Sometimes people find that being tender and raw is threatening and seemingly exhausting. Openness seems demanding and energy consuming, so they prefer to cover up their tender heart. Vulnerability can sometimes make you nervous. It is uncomfortable to feel so real, so you want to numb yourself. You look for some kind of anaesthetic, anything that will provide you with entertainment. Then you can forget the discomfort of reality. People don’t want to live with their basic rawness for even fifteen minutes. When people say they are bored, often they mean that they don’t want to experience the sense of emptiness, which is also an expression of openness and vulnerability. So they pick up the newspaper or read anything else that’s lying around the room—even reading what it says on a cereal box to keep themselves entertained. The search for entertainment to baby-sit your boredom soon becomes legitimized as laziness. Such laziness actually involves a lot of exertion. You have to constantly crank things up to occupy yourself, overcoming your boredom by indulging in laziness.

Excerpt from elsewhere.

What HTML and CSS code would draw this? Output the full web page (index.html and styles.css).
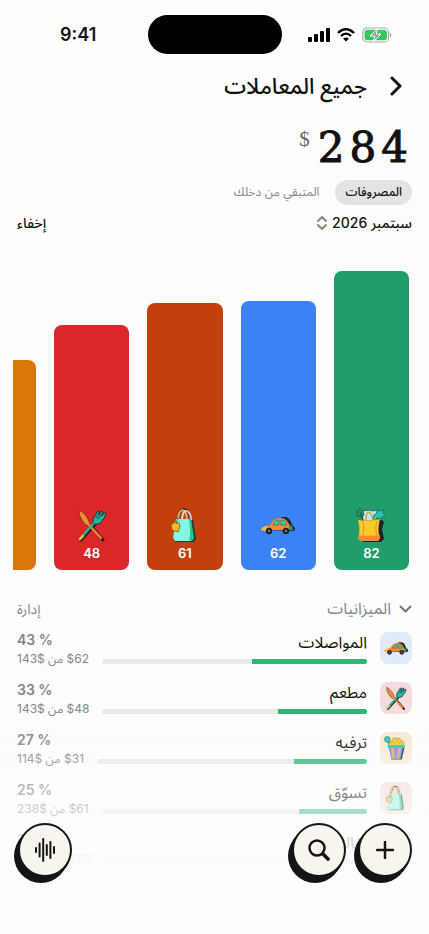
FILE: index.html
```html
<!DOCTYPE html>
<html lang="ar" dir="rtl">
<head>
  <meta charset="UTF-8" />
  <meta name="viewport" content="width=device-width, initial-scale=1" />
  <title>جميع المعاملات</title>
  <link rel="stylesheet" href="styles.css">
</head>
<body>

  <!-- Shared icons -->
  <svg class="sprite" aria-hidden="true">
    <symbol id="car" viewBox="0 0 36 36">
      <path d="M8 23c0-3 4-4 6-5 3-6 5-8 11-8 4 0 6 4 7 8 2 1 3 3 3 5l-3 1z" fill="#1f2328"/>
      <path d="M2 23c0-3 3-4 8-5 3-5 5-7 11-7 5 0 7 4 9 8 2 1 2 1 2 4H3z" fill="#f58a35"/>
      <path d="M1 23c0-2 3-4 6-4l1 4-3 1z" fill="#fbc02d"/>
      <path d="M29 18l3 1 1 4h-4z" fill="#2a9d6a"/>
      <path d="M13 18c2-3 3-5 6-5v5zm8-5c4 0 5 2 6 5h-6z" fill="#2fd0b5" stroke="#1f5f58" stroke-width=".6"/>
      <circle cx="9" cy="24" r="3.2" fill="#1f2328"/>
      <circle cx="26" cy="24" r="3.2" fill="#1f2328"/>
      <circle cx="9" cy="24" r="1.2" fill="#8a7a55"/>
      <circle cx="26" cy="24" r="1.2" fill="#8a7a55"/>
    </symbol>

    <symbol id="cutlery" viewBox="0 0 36 36">
      <g fill="none" stroke="#1f2328" stroke-linecap="round" stroke-width="3">
        <path d="M17 19l12 14"/>
        <path d="M7 33l16-18"/>
      </g>
      <path d="M5 3c6 3 9 8 11 14l-3 2C8 14 5 10 5 3z" fill="#f58a35" stroke="#1f2328" stroke-width=".6"/>
      <path d="M15 18l12 13" stroke="#f58a35" stroke-width="2.200" stroke-linecap="round"/>
      <path d="M6 32l14-16" stroke="#20b8a2" stroke-width="2.400" stroke-linecap="round"/>
      <path d="M6 32l3-3" stroke="#fbc02d" stroke-width="2.400" stroke-linecap="round"/>
      <path d="M19 12l5-8 1.500.6-.8 3.400 2.800-4 1.500 1-1.500 4 3-3.500 1.500 1-1.500 4-4.500 6-5 1-2-2z" fill="#20b8a2" stroke="#1f2328" stroke-width=".9"/>
      <path d="M22 11l3-4M24 12l3-4" stroke="#1f2328" stroke-width=".8"/>
    </symbol>

    <symbol id="bag" viewBox="0 0 36 36">
      <path d="M12 13h14l3 19-2 3H9l-3-3z" fill="#1f3c3c"/>
      <path d="M11 13c0-14 12-14 12 0" fill="none" stroke="#3a3430" stroke-width="3"/>
      <path d="M11 13c0-13 9-13 9 0" fill="none" stroke="#e7a867" stroke-width="2"/>
      <path d="M15 13c0-13 9-11 9 0" fill="none" stroke="#f7d2a4" stroke-width="2"/>
      <path d="M19 4c3 2 4 5 4 9" fill="none" stroke="#6d87d8"/>
      <path d="M9 12h15l2 20-2 2H8l-2-3z" fill="#84f5e2"/>
      <path d="M22 12h2l3 19-2 3-3-1c2-5 1-13 0-21z" fill="#25c788"/>
      <path d="M8 15l4 1 1 3-2 6-6-2-1-5z" fill="#f6b928" stroke="#5c4a20" stroke-width=".7"/>
      <path d="M9 17l2-6" stroke="#5c4a20" stroke-width=".8"/>
    </symbol>

    <symbol id="groceries" viewBox="0 0 36 36">
      <path d="M8 13h21l2 2-2 7 2 10-3 3H10z" fill="#1f2328"/>
      <path d="M10 14L9 4l7-1 4 1 4-1v11z" fill="#b9e7ea" stroke="#27515a" stroke-width=".8"/>
      <path d="M4 4l3-3 3 3 1 4-3 2-4-1z" fill="#229160" stroke="#145a3b" stroke-width=".8"/>
      <path d="M7 5l3 8" stroke="#145a3b"/>
      <path d="M20 12l1-4 3-2 1-3 3 1 3-1-1 3 2 2-3 2-1 2-4-1-2 3z" fill="#28c7b7" stroke="#15695f" stroke-width=".8"/>
      <path d="M13 15c-1-12 6-14 7 0" fill="none" stroke="#d9a441" stroke-width="1.4"/>
      <path d="M5 13c6 1 16 1 22-1-2 8-2 14 0 19l-2 3H9l-4-2c2-6 2-12 0-19z" fill="#fcc928"/>
      <path d="M5 28c6 1 14 1 22 0v3l-2 3H9l-4-2z" fill="#f58a35"/>
      <path d="M24 14c-2 7-1 12 0 14M10 14c1 5 1 9 0 14" fill="none" stroke="#c98e14" stroke-width=".8"/>
    </symbol>

    <symbol id="popcorn" viewBox="0 0 36 36">
      <path d="M8 16h22l-4 18H12z" fill="#1f2328"/>
      <path d="M10 15L6 6" stroke="#1f2328" stroke-width="3"/>
      <path d="M10 15L6 6" stroke="#20b8a2" stroke-width="2"/>
      <circle cx="6" cy="6" r="4" fill="#25c9b0" stroke="#176f64" stroke-width=".8"/>
      <path d="M8 15c-1-4 2-6 4-6 0-4 4-6 6-4 3-2 7 0 7 3 4 0 5 4 4 7z" fill="#f7c62f" stroke="#9a7510" stroke-width=".8"/>
      <path d="M8 16h20l-4 17H12z" fill="#6f93e8"/>
      <path d="M11 16h4l1 17h-3zM21 16h4l-3 17h-2z" fill="#f3a062"/>
      <path d="M6 14h24l-1 4H7z" fill="#25c9b0"/>
      <path d="M13 9l2 2m4-4l1 3m4 1l-2 1" stroke="#c78e16"/>
    </symbol>
  </svg>

  <div class="screen">

    <!-- Status bar -->
    <div class="status" dir="ltr">
      <span class="time">9:41</span>
      <span class="island"></span>
      <span class="signals">
        <svg width="22" height="14" viewBox="0 0 22 14" aria-hidden="true">
          <rect x="0" y="9" width="4" height="5" rx="1"/>
          <rect x="6" y="6" width="4" height="8" rx="1"/>
          <rect x="12" y="3" width="4" height="11" rx="1"/>
          <rect x="18" y="0" width="4" height="14" rx="1"/>
        </svg>
        <svg width="18" height="14" viewBox="0 0 18 14" aria-hidden="true">
          <path d="M1 5c5-5 11-5 16 0M4 8c3-3 7-3 10 0" fill="none" stroke="#000" stroke-width="2.400"/>
          <path d="M6 10.500c2-1.500 4-1.500 6 0L9 13.500z"/>
        </svg>
        <svg width="30" height="16" viewBox="0 0 30 16" aria-hidden="true">
          <rect x=".7" y="1" width="26" height="14" rx="4.500" fill="#fff" stroke="#aaa" stroke-width="1.200"/>
          <rect x="2.500" y="2.800" width="22.400" height="10.400" rx="3" fill="#34c759"/>
          <path d="M28 5.500c1.500.8 1.500 4.200 0 5z" fill="#999"/>
          <path d="M16 1L8 9h5l-2 6 8-8h-5z" fill="#999" stroke="#fff"/>
        </svg>
      </span>
    </div>

    <!-- Title -->
    <header class="header">
      <button class="back" aria-label="رجوع">
        <svg width="12" height="20" viewBox="0 0 12 20" aria-hidden="true">
          <path d="M2 2l8 8-8 8"/>
        </svg>
      </button>
      <h1>جميع المعاملات</h1>
    </header>

    <!-- Total -->
    <div class="total">
      <span class="total-value">284</span>
      <span class="total-currency">$</span>
    </div>

    <div class="tabs">
      <button class="tab active">المصروفات</button>
      <button class="tab">المتبقي من دخلك</button>
    </div>

    <div class="period">
      <button class="month">
        سبتمبر 2026
        <svg width="10" height="14" viewBox="0 0 10 14" aria-hidden="true">
          <path d="M1 5l4-4 4 4M1 9l4 4 4-4"/>
        </svg>
      </button>
      <button class="hide">إخفاء</button>
    </div>

    <!-- Spending chart -->
    <div class="chart">
      <div class="bar green" style="height: 299px">
        <svg class="bar-icon"><use href="#groceries"/></svg>
        <span>82</span>
      </div>
      <div class="bar blue" style="height: 269px">
        <svg class="bar-icon"><use href="#car"/></svg>
        <span>62</span>
      </div>
      <div class="bar rust" style="height: 267px">
        <svg class="bar-icon"><use href="#bag"/></svg>
        <span>61</span>
      </div>
      <div class="bar red" style="height: 245px">
        <svg class="bar-icon"><use href="#cutlery"/></svg>
        <span>48</span>
      </div>
      <div class="bar amber" style="height: 210px"></div>
    </div>

    <!-- Budgets -->
    <section class="budgets">
      <div class="budgets-head">
        <button class="toggle">
          <svg width="13" height="8" viewBox="0 0 13 8" aria-hidden="true">
            <path d="M1.500 1.500l5 5 5-5"/>
          </svg>
          الميزانيات
        </button>
        <button class="manage">إدارة</button>
      </div>

      <ul class="list">
        <li class="row">
          <span class="tile tile-blue"><svg><use href="#car"/></svg></span>
          <div class="progress">
            <span class="name">المواصلات</span>
            <div class="track"><div class="fill" style="width: 43.4%"></div></div>
          </div>
          <div class="figures">
            <span class="percent" dir="ltr">43 %</span>
            <span class="spent">$62 من $143</span>
          </div>
        </li>
        <li class="row">
          <span class="tile tile-red"><svg><use href="#cutlery"/></svg></span>
          <div class="progress">
            <span class="name">مطعم</span>
            <div class="track"><div class="fill" style="width: 33.6%"></div></div>
          </div>
          <div class="figures">
            <span class="percent" dir="ltr">33 %</span>
            <span class="spent">$48 من $143</span>
          </div>
        </li>
        <li class="row">
          <span class="tile tile-amber"><svg><use href="#popcorn"/></svg></span>
          <div class="progress">
            <span class="name">ترفيه</span>
            <div class="track"><div class="fill" style="width: 27.2%"></div></div>
          </div>
          <div class="figures">
            <span class="percent" dir="ltr">27 %</span>
            <span class="spent">$31 من $114</span>
          </div>
        </li>
        <li class="row">
          <span class="tile tile-rust"><svg><use href="#bag"/></svg></span>
          <div class="progress">
            <span class="name">تسوّق</span>
            <div class="track"><div class="fill" style="width: 25.6%"></div></div>
          </div>
          <div class="figures">
            <span class="percent" dir="ltr">25 %</span>
            <span class="spent">$61 من $238</span>
          </div>
        </li>
        <li class="row">
          <span class="tile tile-green"><svg><use href="#groceries"/></svg></span>
          <div class="progress">
            <span class="name">بقالة</span>
            <div class="track"><div class="fill" style="width: 21%"></div></div>
          </div>
          <div class="figures">
            <span class="percent" dir="ltr">21 %</span>
            <span class="spent">$82 من $390</span>
          </div>
        </li>
      </ul>
    </section>

  </div>

  <!-- Floating actions -->
  <nav class="actions">
    <button class="round" aria-label="إضافة">
      <svg width="18" height="18" viewBox="0 0 18 18" aria-hidden="true">
        <path d="M9 1v16M1 9h16"/>
      </svg>
    </button>
    <button class="round" aria-label="بحث">
      <svg width="22" height="22" viewBox="0 0 22 22" aria-hidden="true">
        <circle cx="9" cy="9" r="7.500"/>
        <path d="M15 15l5 5" stroke-width="3.600"/>
      </svg>
    </button>
    <button class="round voice" aria-label="إدخال صوتي">
      <svg width="22" height="24" viewBox="0 0 22 24" aria-hidden="true">
        <path d="M2 10v4M5.600 5.500v13M9.200 1v22M12.800 7v10M16.400 4v16M20 9v6" stroke-width="2"/>
      </svg>
    </button>
  </nav>

</body>
</html>
```

FILE: styles.css
```css
/* Reset */
* {
  margin: 0;
  padding: 0;
  box-sizing: border-box;
}
body {
  font-family: Inter, "Noto Sans Arabic", "DejaVu Sans", sans-serif;
  background-color: #fdfdfc;
  color: #111;
}
button {
  font: inherit;
  color: inherit;
  background: none;
  border: none;
  cursor: pointer;
}
svg {
  display: block;
  flex-shrink: 0;
}
.sprite {
  position: absolute;
  width: 0;
  height: 0;
}
.screen {
  height: 100vh;
  overflow: hidden;
}

/* --- Status bar --- */
.status {
  display: grid;
  grid-template-columns: 1fr 134px 1fr;
  align-items: center;
  padding-top: 15px;
}
.time {
  font-size: 18px;
  font-weight: 600;
  text-align: center;
  padding-left: 9px;
}
.island {
  height: 39px;
  border-radius: 20px;
  background: #000;
}
.signals {
  display: flex;
  align-items: center;
  justify-content: center;
  gap: 7px;
  padding-right: 11px;
}

/* --- Title --- */
.header {
  display: flex;
  align-items: center;
  gap: 23px;
  height: 64px;
  padding: 0 27px;
}
h1 {
  font-size: 22px;
  font-weight: 500;
  line-height: 28px;
}
.back path {
  fill: none;
  stroke: #111;
  stroke-width: 3;
  stroke-linecap: round;
  stroke-linejoin: round;
}

/* --- Total --- */
.total {
  display: flex;
  gap: 8px;
  height: 62px;
  padding: 6px 16px 0;
  font-family: "DejaVu Serif", serif;
}
.total-value {
  font-size: 42px;
  line-height: 48px;
  letter-spacing: 5px;
  direction: ltr;
  -webkit-text-stroke: 1px #111;
}
.total-currency {
  font-family: "Liberation Serif", serif;
  font-size: 21px;
  line-height: 30px;
  color: #666;
}

.tabs {
  display: flex;
  gap: 6px;
  padding: 0 17px;
}
.tab {
  height: 25px;
  padding: 0 10px;
  border-radius: 13px;
  font-size: 12px;
  color: #85858a;
  white-space: nowrap;
}
.tab.active {
  background: #e3e3e3;
  color: #111;
  font-weight: 500;
}

.period {
  display: flex;
  justify-content: space-between;
  align-items: center;
  height: 36px;
  padding: 0 17px;
  font-size: 14px;
  font-weight: 500;
}
.month {
  display: flex;
  align-items: center;
  gap: 5px;
}
.month path {
  fill: none;
  stroke: #8a8a8e;
  stroke-width: 2;
  stroke-linecap: round;
  stroke-linejoin: round;
}

/* --- Chart --- */
.chart {
  display: flex;
  align-items: flex-end;
  gap: 18px;
  height: 329px;
  margin: 0 20px 0 13px;
  overflow: hidden;
}
.bar {
  flex: 0 0 19%;
  display: flex;
  flex-direction: column;
  align-items: center;
  justify-content: flex-end;
  gap: 1px;
  padding-bottom: 8px;
  border-radius: 8px;
  color: #fff;
  font-size: 13px;
  font-weight: 600;
  line-height: 18px;
}
.bar-icon {
  width: 36px;
  height: 36px;
}
.green { background: #219d69; }
.blue { background: #3b82f4; }
.rust { background: #c2400c; }
.red { background: #db2727; }
.amber { background: #d97708; }

/* --- Budgets --- */
.budgets {
  padding: 26px 17px 0;
}
.budgets-head {
  display: flex;
  justify-content: space-between;
  align-items: center;
  height: 26px;
  color: #85858a;
  font-size: 14px;
}
.toggle {
  display: flex;
  align-items: center;
  gap: 8px;
  font-size: 16px;
}
.toggle path {
  fill: none;
  stroke: #77777b;
  stroke-width: 2;
  stroke-linecap: round;
  stroke-linejoin: round;
}
.list {
  list-style: none;
  padding-top: 6px;
}
.row {
  display: flex;
  gap: 13px;
  height: 50px;
  padding-top: 4px;
}
.tile {
  display: flex;
  align-items: center;
  justify-content: center;
  width: 32px;
  height: 32px;
  border-radius: 8px;
}
.tile svg {
  width: 26px;
  height: 26px;
}
.tile-blue { background: #e0e9fd; }
.tile-red { background: #f6dbdc; }
.tile-amber { background: #f8e8d5; }
.tile-rust { background: #f4ddd8; }
.tile-green { background: #dcefe6; }

.progress {
  flex: 1;
}
.name {
  display: block;
  margin-bottom: 7px;
  font-size: 16px;
  line-height: 20px;
}
.track {
  height: 5px;
  border-radius: 3px;
  background: #e8e8e8;
  overflow: hidden;
}
.fill {
  height: 100%;
  background: #2fb574;
}
.figures {
  display: flex;
  flex-direction: column;
  color: #85858a;
  text-align: left;
  white-space: nowrap;
}
.percent {
  font-size: 14px;
  font-weight: 600;
  line-height: 16px;
}
.spent {
  font-size: 12px;
  line-height: 22px;
}

/* --- Floating actions --- */
.actions {
  position: fixed;
  inset: auto 0 0 0;
  display: flex;
  align-items: flex-start;
  gap: 12px;
  height: 209px;
  padding: 98px 17px 0 18px;
  background: linear-gradient(to bottom, rgba(253, 253, 252, 0), #fdfdfc 70%);
}
.round {
  display: flex;
  align-items: center;
  justify-content: center;
  width: 54px;
  height: 54px;
  border: 2px solid #151515;
  border-radius: 50%;
  background: #f8f4ee;
  box-shadow: -1px 2px 0 #151515, -3px 4px 0 #151515, -4px 6px 0 #151515;
}
.voice {
  margin-right: auto;
}
.round svg {
  fill: none;
  stroke: #151515;
  stroke-width: 2.5;
  stroke-linecap: round;
}
```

For the warrior, fearlessness is the opposite of that approach. Fearlessness is a question of learning how to be. Be there all along: that is the message. That is quite challenging in what we call the setting-sun world, the world of neurotic comfort where we use everything to fill up the space. We even use our emotions to entertain ourselves. You might be genuinely angry about something for a fraction of a second, but then you draw out your anger so that it lasts for twenty-five minutes. Then you crank up something else to be angry at for the next twenty minutes. Sometimes, if you arouse a really good attack of anger, it can last for days and days. That is another way we entertain ourselves in the setting-sun world.
The remedy to that approach is renunciation. In the Buddhist teachings, renunciation is associated with being nauseated by the confused world and the pain of samsara. For the warrior, renunciation is slightly different. It is giving away, or not indulging in, pleasure for entertainment’s sake. We are going to kick out any preoccupations provided by the miscellaneous babysitters in the phenomenal world.